Por vos, Valentina

Valentina y todos los niños guerrilleros son víctimas de sus altos mandos. ¿Lo reconocerán en Cuba?

Me gusta dibujarla con la frente en alto, caminando erguida hacia el patíbulo, el paso firme, la mirada fija en las montañas verdes, exuberantes, cantando a todo pulmón la canción que tanto amaba, que tan bien reflejaba lo que sentía.

Tenía 16 años y una idea fija: abandonar la guerrilla o morir resistiendo. Había caído en sus redes por amor, diez meses antes de ese último día. Conoció al muchacho que la enamoró en la escuela de su pueblo chocoano, uno de tantos reclutadores atractivos, entradores, que emplean las guerrillas para engañar adolescentes.

Pronto cayó en la cuenta de su error.
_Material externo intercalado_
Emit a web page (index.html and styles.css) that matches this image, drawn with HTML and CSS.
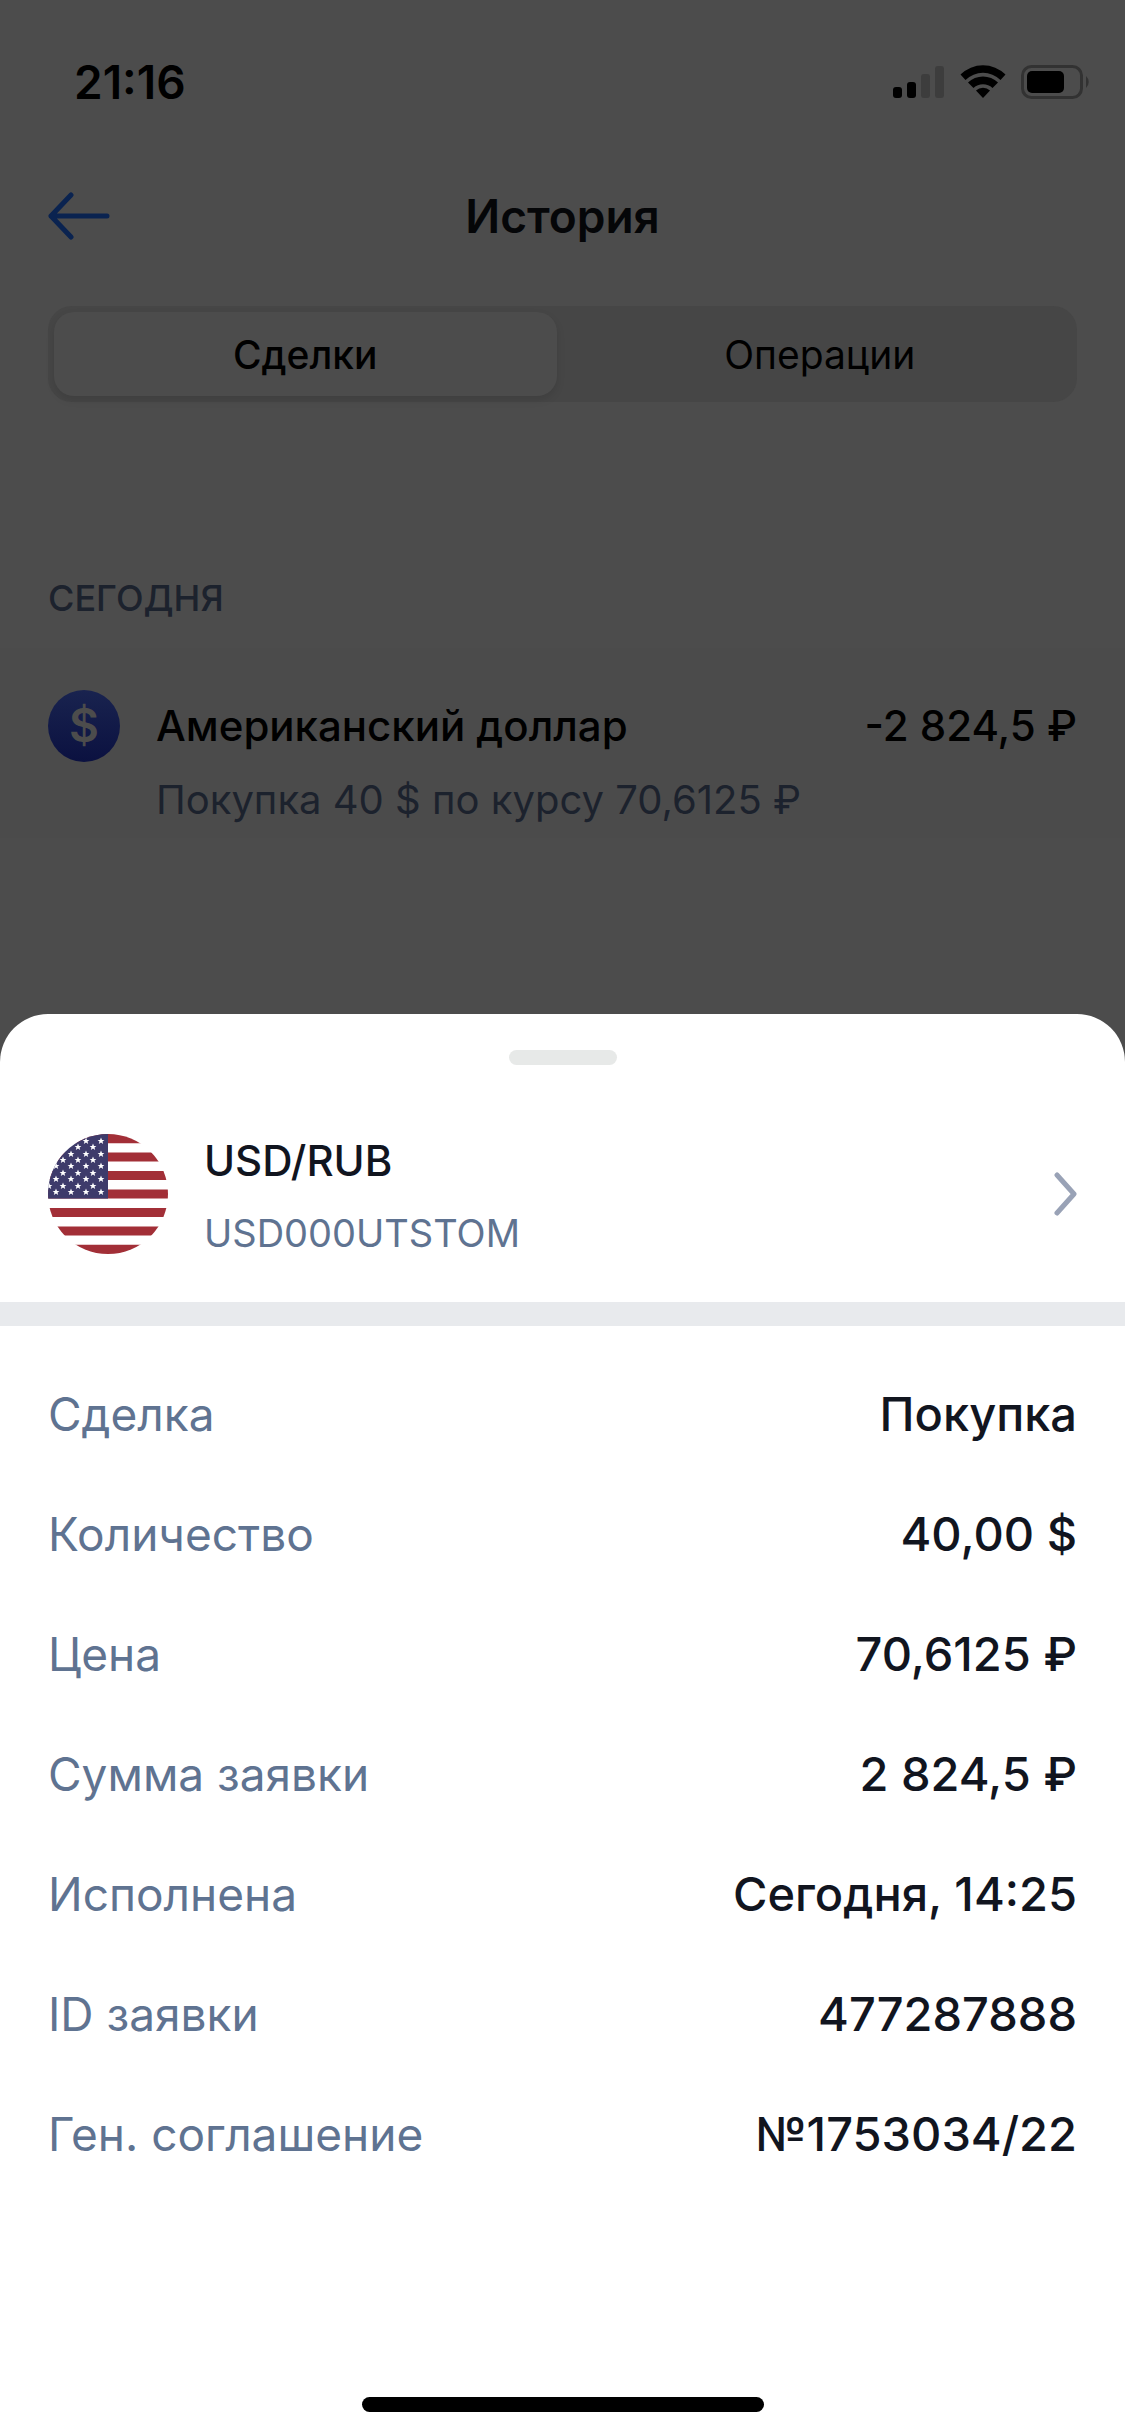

Le hacía falta su mamá, no le encontraba sentido a lo que hacían, quería regresar a la vida. Le desagradaba la guerrilla y el asma dificultaba cumplir las actividades diarias. No podía caminar trechos largos sin asfixiarse.

“No puedo cargar, no puedo caminar más, déjenme aquí, yo me quiero morir”, suplicaba con furia, acopiando las pocas fuerzas que le restaban. Nadie se detenía a ayudarla. Cada cual seguía la marcha. Tenderle la mano podía suponer un consejo de guerra. En una organización guerrillera, lo conocían de sobra los niños, no hay espacio para la solidaridad y la misericordia.

No había otra que ponerse en pie, reanudar la marcha y arribar exhausta al destino. La vuelta atrás era imposible. Llegó a un punto de desesperación en que pensó que la única manera de encontrar un hueco en la vigilancia e intentar la fuga era enamorar a un comandante.

Alta, espigada, bonita, logró su propósito con facilidad. A los jefes guerrilleros les gusta la carne fresca, ejercer dominio absoluto sobre toda la tropa femenina, y más si la mujer es linda.

Como tantas otras guerrilleras, pese a la planificación obligatoria, quedó embarazada. Le dio más duro tener los montes por prisión y someterse a un aborto forzado. Empezó a enfrentar al comandante delante de todos, incluso en la solemne formación matutina: “Usted es un hijoeputa, no hago rancha, ni guardia, yo quiero es ir a mi casa, ver a mi mamá. ¡Déjenme ir!”.

Recibía por respuesta la habitual de los mandos: “Si sigue así, la matamos”.

–Bien, ¡máteme! –replicaba a gritos, casi ahogada. Le faltaba el aire, se sentía aprisionada en un túnel sin una luz que le brindara un soplo de esperanza. Agarró la costumbre de llevar una toalla al hombro y entonar a toda hora, con la seguridad de un espíritu rebelde, la canción que convirtió en su himno. “Ahí va la loca”, la señalaban con el dedo otros guerrilleros.

Una mañana de noviembre, corría el 2001, se encontraba en su cambuche con unas compañeras. “Me van a matar hoy porque no estoy en la lista de las tareas del campamento”, les comunicó sin atisbo de tristeza. “Díganle a mi mamá que yo la amo mucho y que hoy me van a matar”.

En esas aparecieron dos guerrilleros. “Valentina, manda decir el comandante que, por favor, se presente”. Todos sabían que era su sentencia de muerte.

Se levantó tranquila, recogió su toalla y empezó a caminar decidida. Las guerrilleras, con lágrimas, siguieron en la distancia sus últimos pasos y la estela de su voz entonando la composición de Miguel Morales. Hasta que dos disparos acallaron el himno.

“Los caminos de la vida no son como yo pensaba, como los imaginaba, no son como yo creía…”.

NOTA. Valentina y todos los niños guerrilleros son víctimas de sus altos mandos. ¿Lo reconocerán en Cuba?